Locate the line bearing "Clone this screenshot" in the material below, then reproduce it and each following line up to and including the line bearing "import React from 'react';".

> **Provided information**:
^^^^^^^^

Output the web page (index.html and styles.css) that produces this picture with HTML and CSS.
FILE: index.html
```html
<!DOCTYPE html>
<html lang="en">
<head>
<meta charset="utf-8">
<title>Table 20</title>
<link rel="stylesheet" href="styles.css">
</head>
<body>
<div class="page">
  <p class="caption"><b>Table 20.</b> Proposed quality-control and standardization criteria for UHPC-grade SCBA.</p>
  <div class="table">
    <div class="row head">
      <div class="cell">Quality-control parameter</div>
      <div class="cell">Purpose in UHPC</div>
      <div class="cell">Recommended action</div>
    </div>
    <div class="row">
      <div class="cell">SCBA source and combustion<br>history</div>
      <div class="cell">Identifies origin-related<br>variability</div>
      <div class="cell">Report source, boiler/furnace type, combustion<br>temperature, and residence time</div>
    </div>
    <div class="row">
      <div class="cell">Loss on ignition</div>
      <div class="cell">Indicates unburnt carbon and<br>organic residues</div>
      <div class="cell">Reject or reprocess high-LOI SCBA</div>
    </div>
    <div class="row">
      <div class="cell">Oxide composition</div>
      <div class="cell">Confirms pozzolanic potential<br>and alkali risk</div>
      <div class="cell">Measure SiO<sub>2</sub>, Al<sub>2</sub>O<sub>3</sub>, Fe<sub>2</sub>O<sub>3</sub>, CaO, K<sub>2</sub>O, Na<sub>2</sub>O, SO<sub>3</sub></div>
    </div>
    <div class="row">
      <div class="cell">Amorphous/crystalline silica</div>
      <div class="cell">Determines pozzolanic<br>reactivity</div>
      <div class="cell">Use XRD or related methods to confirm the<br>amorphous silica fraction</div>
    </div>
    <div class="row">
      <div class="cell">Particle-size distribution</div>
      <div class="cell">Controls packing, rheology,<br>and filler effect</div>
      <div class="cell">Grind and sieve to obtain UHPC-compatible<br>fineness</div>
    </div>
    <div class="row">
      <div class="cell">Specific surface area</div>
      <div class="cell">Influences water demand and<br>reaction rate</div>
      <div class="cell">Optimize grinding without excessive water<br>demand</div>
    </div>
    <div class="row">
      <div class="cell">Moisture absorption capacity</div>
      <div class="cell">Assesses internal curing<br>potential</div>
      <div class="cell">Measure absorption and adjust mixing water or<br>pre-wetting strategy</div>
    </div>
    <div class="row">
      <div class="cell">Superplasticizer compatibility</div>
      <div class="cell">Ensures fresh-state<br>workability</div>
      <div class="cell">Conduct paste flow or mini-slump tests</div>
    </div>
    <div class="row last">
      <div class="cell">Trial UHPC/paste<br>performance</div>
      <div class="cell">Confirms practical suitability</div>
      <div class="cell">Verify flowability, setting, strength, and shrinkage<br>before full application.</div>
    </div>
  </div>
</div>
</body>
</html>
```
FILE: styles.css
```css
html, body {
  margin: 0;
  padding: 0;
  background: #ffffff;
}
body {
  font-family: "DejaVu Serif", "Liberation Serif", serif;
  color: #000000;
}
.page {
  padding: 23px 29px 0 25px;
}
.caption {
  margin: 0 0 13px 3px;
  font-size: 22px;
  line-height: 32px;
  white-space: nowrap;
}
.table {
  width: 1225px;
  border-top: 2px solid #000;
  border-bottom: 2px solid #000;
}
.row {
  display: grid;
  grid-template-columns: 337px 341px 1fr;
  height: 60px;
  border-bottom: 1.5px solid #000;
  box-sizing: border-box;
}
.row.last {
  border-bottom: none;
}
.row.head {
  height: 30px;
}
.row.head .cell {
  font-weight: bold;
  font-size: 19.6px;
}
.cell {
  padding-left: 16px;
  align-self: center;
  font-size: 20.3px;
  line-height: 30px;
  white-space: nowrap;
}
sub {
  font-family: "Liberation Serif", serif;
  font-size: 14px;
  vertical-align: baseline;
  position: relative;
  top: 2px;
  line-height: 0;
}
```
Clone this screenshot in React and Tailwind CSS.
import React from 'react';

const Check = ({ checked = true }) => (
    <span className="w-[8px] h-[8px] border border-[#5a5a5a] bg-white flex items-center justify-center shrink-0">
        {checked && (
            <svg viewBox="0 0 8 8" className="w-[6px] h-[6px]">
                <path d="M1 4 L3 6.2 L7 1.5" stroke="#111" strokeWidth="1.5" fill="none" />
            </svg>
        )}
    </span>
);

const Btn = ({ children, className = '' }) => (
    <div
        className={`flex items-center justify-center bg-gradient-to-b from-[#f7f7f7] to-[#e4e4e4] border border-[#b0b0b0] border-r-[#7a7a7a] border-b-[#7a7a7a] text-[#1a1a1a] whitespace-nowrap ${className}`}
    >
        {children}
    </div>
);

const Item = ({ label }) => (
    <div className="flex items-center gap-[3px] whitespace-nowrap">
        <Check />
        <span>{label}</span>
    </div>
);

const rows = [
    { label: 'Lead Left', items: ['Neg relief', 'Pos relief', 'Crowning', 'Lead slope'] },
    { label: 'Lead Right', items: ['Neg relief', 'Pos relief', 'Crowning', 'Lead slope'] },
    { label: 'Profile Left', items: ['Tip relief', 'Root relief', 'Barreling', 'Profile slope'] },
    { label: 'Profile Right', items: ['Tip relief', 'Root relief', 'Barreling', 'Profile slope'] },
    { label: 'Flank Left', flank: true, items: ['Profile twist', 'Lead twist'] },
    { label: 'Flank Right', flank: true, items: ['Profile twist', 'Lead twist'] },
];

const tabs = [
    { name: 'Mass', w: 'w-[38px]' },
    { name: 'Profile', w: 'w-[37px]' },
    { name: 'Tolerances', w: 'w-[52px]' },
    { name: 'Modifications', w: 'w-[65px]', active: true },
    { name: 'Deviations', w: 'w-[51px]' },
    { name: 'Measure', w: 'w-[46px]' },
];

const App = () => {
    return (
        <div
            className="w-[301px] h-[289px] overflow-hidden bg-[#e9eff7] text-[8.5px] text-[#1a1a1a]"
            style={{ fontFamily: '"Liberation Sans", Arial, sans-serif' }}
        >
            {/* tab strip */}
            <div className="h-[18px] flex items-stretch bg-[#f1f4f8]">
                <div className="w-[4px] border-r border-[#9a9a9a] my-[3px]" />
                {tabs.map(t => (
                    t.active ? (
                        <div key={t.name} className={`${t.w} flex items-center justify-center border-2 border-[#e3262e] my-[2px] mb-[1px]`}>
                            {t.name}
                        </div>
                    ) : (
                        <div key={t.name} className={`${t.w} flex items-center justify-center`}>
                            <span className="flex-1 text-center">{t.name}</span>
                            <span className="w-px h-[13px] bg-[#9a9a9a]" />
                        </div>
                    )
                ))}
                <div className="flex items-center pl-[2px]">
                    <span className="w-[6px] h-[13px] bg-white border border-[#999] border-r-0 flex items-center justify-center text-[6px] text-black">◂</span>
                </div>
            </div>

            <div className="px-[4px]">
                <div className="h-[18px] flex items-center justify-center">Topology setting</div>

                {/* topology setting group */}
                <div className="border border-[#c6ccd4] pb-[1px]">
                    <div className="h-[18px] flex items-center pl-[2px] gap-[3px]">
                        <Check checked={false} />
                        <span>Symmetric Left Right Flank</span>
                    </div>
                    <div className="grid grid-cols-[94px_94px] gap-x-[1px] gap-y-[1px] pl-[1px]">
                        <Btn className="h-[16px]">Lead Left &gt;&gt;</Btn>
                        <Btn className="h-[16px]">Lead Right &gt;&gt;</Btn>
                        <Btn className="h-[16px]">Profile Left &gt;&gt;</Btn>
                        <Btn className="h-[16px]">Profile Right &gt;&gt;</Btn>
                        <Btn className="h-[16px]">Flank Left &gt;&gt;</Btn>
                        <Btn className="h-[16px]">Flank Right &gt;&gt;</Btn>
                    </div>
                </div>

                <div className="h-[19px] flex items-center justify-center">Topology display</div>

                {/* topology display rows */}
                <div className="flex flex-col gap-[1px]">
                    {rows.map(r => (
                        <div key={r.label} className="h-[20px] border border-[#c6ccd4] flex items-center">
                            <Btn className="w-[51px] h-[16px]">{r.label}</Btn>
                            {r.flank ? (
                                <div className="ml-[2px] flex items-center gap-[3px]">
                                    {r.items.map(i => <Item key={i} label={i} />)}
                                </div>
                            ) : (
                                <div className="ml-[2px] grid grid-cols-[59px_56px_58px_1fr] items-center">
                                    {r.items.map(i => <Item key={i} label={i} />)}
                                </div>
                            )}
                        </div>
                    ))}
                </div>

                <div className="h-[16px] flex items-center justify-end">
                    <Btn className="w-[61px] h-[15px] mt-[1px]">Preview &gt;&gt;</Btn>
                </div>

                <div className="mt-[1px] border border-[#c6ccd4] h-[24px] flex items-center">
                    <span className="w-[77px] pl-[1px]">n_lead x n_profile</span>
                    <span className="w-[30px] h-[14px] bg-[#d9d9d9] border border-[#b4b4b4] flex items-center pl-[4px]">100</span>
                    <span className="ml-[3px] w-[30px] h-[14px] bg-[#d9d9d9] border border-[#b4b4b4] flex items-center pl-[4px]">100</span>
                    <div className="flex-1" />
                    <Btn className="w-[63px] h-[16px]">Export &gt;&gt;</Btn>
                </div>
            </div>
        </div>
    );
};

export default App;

^^^^^^^^

> **Full output**:
Clone this screenshot in React and Tailwind CSS.
import React from 'react';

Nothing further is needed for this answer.